--- DATA LINES ---
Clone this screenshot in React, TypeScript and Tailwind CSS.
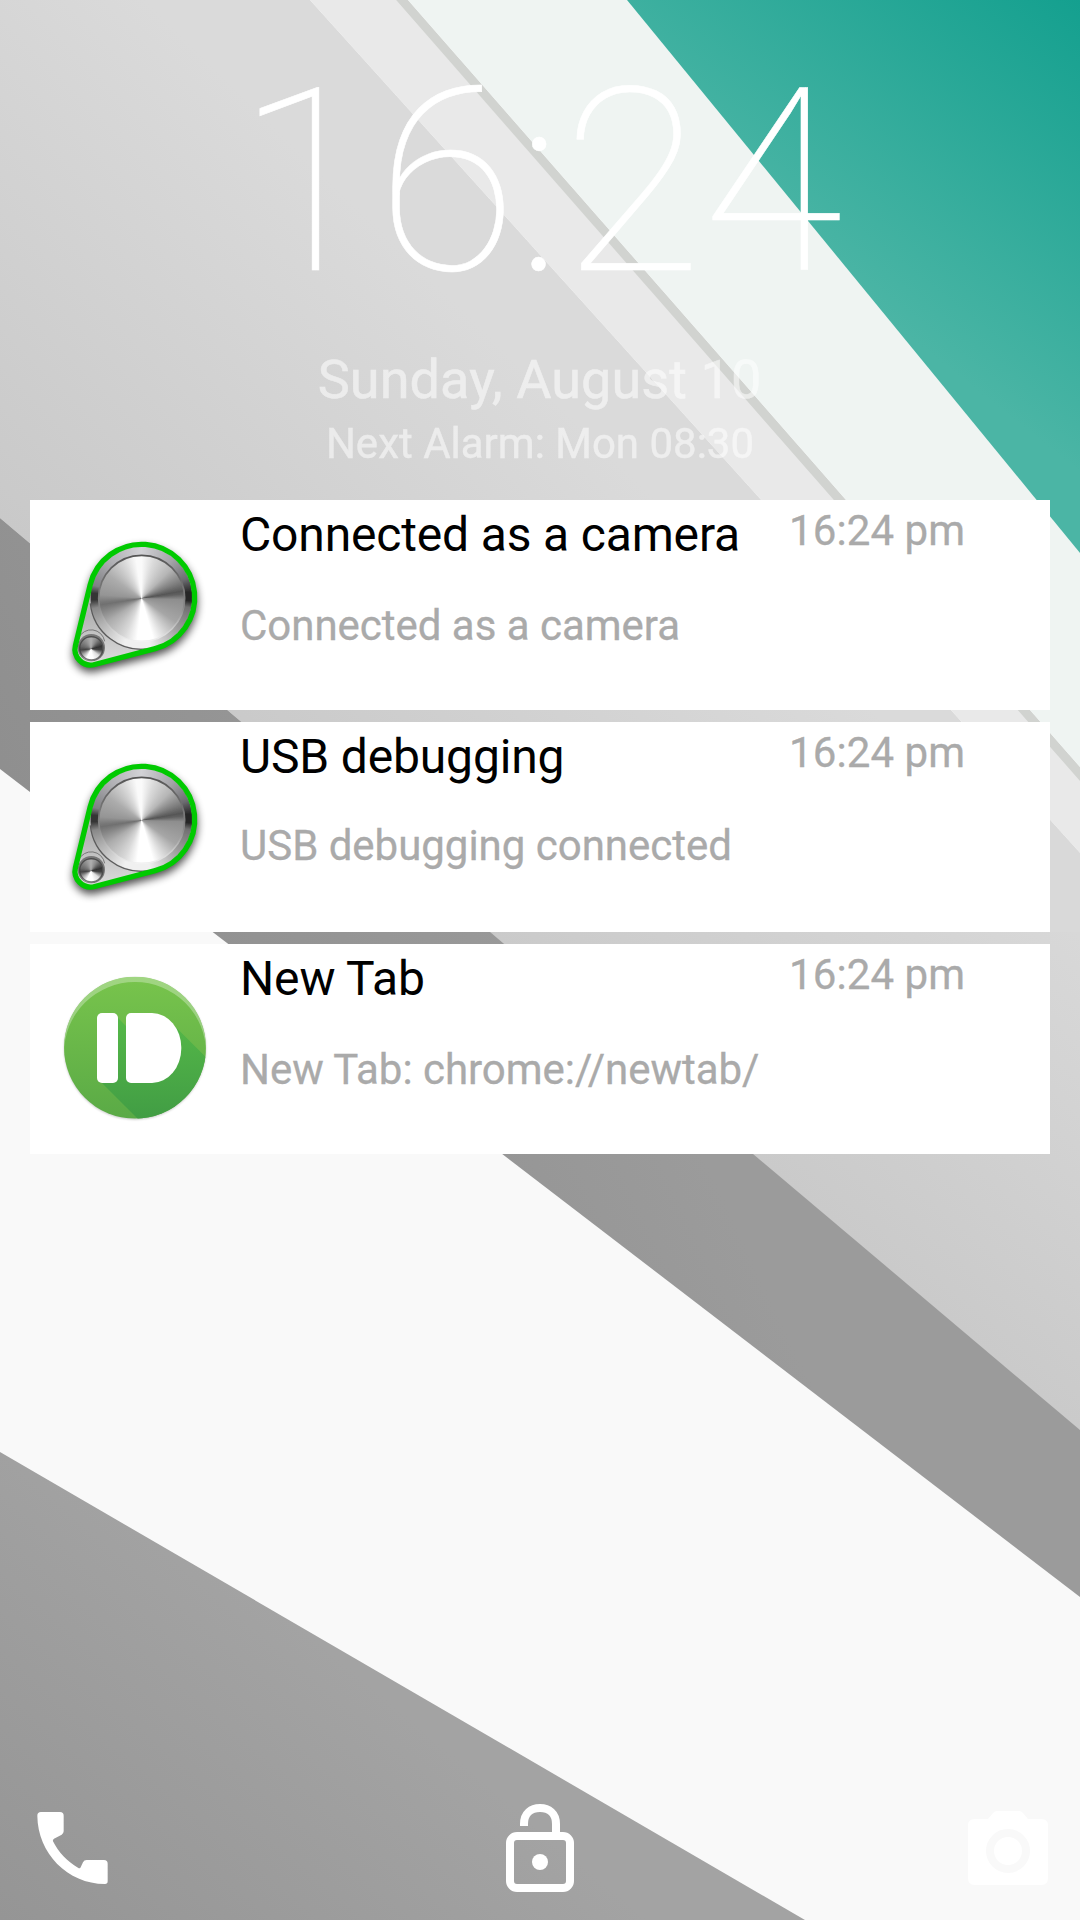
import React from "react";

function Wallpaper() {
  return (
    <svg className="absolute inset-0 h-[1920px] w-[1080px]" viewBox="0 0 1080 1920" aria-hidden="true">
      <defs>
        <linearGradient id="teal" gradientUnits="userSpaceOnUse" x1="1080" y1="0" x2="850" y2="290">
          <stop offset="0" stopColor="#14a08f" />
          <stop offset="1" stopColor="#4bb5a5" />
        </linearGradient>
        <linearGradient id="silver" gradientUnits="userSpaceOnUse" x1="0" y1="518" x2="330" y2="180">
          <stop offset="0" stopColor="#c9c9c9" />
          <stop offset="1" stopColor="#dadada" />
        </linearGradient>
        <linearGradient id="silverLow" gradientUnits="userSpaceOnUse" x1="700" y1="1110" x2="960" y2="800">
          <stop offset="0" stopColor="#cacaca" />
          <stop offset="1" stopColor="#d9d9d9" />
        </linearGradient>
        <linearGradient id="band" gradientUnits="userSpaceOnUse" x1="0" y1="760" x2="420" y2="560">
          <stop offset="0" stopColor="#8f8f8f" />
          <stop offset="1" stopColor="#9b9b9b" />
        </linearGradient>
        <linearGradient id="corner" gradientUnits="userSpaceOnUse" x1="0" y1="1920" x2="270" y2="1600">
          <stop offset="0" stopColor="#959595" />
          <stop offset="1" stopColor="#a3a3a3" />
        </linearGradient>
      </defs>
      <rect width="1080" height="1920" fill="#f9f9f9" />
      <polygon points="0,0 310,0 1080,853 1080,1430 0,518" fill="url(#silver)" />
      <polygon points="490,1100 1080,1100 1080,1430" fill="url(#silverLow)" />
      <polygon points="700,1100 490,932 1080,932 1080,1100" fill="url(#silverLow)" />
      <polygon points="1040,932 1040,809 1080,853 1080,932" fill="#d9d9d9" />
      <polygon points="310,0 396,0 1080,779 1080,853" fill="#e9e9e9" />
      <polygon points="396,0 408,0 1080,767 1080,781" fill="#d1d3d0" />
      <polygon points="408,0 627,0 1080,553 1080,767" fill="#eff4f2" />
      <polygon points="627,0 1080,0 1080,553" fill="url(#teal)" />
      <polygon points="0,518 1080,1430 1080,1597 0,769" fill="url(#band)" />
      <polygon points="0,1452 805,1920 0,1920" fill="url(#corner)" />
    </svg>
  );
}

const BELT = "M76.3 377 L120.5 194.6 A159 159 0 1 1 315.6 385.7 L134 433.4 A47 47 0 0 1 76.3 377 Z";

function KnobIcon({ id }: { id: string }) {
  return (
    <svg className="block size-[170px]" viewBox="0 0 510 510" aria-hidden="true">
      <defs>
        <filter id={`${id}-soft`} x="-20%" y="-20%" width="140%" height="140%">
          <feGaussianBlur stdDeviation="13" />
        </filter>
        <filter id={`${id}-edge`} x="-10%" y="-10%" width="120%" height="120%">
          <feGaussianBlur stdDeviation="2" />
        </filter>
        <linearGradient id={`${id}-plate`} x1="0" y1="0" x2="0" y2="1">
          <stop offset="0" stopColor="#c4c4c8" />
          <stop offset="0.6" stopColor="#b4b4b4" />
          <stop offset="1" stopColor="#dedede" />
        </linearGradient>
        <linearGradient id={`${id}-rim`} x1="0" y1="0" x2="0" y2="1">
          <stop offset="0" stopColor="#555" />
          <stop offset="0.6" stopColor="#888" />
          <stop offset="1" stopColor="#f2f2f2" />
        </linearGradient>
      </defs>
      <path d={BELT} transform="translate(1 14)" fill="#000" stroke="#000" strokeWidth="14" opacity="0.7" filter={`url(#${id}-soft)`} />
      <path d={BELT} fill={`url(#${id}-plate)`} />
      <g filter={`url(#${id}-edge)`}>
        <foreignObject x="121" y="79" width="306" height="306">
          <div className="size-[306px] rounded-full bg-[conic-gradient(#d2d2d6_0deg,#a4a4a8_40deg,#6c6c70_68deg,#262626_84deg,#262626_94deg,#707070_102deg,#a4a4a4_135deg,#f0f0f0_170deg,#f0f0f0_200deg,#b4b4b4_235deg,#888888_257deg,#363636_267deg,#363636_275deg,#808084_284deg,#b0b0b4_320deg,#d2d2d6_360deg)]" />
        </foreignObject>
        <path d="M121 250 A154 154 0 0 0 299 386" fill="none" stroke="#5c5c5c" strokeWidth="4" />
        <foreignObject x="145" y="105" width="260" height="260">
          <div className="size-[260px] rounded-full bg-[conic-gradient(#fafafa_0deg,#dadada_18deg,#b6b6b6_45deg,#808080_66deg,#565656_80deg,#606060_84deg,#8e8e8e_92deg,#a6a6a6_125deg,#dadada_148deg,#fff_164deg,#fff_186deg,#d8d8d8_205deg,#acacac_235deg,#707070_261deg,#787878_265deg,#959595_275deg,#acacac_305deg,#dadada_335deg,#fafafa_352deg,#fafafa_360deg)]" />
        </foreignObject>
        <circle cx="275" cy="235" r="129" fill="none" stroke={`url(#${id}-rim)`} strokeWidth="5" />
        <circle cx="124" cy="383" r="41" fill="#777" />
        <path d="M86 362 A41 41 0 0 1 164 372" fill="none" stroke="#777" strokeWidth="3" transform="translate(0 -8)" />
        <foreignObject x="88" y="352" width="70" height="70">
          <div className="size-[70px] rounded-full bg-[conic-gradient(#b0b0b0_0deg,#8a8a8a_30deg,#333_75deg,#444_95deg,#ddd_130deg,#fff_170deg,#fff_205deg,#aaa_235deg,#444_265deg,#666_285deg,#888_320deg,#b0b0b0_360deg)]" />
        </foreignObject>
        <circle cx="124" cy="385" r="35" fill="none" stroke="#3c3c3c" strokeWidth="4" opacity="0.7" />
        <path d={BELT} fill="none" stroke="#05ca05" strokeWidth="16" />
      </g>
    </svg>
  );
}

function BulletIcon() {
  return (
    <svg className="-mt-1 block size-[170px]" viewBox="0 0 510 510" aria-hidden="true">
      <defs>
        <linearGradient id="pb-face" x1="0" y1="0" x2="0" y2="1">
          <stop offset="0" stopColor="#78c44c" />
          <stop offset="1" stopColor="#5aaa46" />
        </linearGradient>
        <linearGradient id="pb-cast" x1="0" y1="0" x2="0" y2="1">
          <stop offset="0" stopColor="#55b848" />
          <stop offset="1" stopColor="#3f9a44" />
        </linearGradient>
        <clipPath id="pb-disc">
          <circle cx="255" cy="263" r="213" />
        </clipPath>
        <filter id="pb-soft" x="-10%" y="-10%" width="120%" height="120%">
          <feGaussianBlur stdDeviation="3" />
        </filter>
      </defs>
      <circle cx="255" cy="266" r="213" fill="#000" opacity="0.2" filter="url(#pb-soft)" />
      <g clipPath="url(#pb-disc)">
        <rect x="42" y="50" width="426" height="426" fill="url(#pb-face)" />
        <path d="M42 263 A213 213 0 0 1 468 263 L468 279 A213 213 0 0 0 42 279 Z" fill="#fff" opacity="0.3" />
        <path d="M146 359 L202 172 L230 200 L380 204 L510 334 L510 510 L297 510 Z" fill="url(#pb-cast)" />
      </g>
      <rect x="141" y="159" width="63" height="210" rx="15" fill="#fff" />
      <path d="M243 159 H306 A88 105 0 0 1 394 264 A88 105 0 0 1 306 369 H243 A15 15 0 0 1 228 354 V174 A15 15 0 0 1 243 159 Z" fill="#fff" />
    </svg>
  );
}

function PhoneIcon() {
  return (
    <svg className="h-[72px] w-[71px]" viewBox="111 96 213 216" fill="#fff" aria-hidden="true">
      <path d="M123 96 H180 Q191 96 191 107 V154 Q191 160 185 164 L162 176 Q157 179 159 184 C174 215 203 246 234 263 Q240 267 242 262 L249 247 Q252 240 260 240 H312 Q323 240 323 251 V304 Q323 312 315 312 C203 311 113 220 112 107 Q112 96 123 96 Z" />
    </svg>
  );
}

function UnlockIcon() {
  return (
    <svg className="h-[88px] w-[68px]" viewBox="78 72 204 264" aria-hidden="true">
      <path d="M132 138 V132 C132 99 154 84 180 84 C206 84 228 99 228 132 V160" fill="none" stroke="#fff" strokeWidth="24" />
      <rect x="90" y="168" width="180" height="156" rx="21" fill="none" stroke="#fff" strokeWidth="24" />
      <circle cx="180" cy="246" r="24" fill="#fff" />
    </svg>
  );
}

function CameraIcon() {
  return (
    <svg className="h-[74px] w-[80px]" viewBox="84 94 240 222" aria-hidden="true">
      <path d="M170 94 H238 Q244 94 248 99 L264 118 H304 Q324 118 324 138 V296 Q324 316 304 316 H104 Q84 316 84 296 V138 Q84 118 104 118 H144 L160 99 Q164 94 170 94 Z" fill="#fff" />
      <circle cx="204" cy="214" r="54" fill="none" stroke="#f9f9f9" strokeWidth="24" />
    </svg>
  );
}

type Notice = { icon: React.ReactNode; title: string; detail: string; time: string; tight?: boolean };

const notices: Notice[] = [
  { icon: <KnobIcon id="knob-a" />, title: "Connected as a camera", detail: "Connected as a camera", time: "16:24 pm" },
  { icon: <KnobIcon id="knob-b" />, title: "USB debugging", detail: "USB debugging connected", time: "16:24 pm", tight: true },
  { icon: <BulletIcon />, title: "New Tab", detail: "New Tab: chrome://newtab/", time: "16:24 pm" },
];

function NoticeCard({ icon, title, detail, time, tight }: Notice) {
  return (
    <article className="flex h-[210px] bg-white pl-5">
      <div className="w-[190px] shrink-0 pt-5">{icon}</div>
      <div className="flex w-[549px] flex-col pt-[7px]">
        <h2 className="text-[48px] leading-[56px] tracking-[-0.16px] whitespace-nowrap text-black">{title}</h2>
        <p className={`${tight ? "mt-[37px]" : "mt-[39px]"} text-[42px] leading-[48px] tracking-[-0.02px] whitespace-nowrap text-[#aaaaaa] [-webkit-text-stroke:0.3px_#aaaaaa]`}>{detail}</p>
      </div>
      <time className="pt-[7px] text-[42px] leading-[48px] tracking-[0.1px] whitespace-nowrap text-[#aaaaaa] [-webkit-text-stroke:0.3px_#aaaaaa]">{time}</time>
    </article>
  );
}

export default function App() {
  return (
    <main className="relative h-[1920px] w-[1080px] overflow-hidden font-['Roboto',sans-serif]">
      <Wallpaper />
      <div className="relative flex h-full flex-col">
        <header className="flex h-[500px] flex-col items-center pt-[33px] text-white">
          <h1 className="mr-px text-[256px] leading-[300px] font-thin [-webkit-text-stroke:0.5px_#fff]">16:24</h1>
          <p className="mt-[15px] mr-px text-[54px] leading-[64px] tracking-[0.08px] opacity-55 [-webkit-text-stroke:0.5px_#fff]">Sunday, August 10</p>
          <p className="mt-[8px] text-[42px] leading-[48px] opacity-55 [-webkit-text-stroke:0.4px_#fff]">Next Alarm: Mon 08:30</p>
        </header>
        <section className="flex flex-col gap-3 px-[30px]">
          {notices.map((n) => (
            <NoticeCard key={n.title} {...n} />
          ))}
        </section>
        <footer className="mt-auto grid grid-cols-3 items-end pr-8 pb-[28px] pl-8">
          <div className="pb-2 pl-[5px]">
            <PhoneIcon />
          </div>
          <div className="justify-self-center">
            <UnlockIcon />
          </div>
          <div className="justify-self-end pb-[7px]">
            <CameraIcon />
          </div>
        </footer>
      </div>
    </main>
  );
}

--- WHAT THIS TASK INVOLVES ---
Pictures stay out. Repeat only the lines from the beginning of the data through the line that has "import React from".

--- EXERCISE ANSWER ---
Clone this screenshot in React, TypeScript and Tailwind CSS.
import React from "react";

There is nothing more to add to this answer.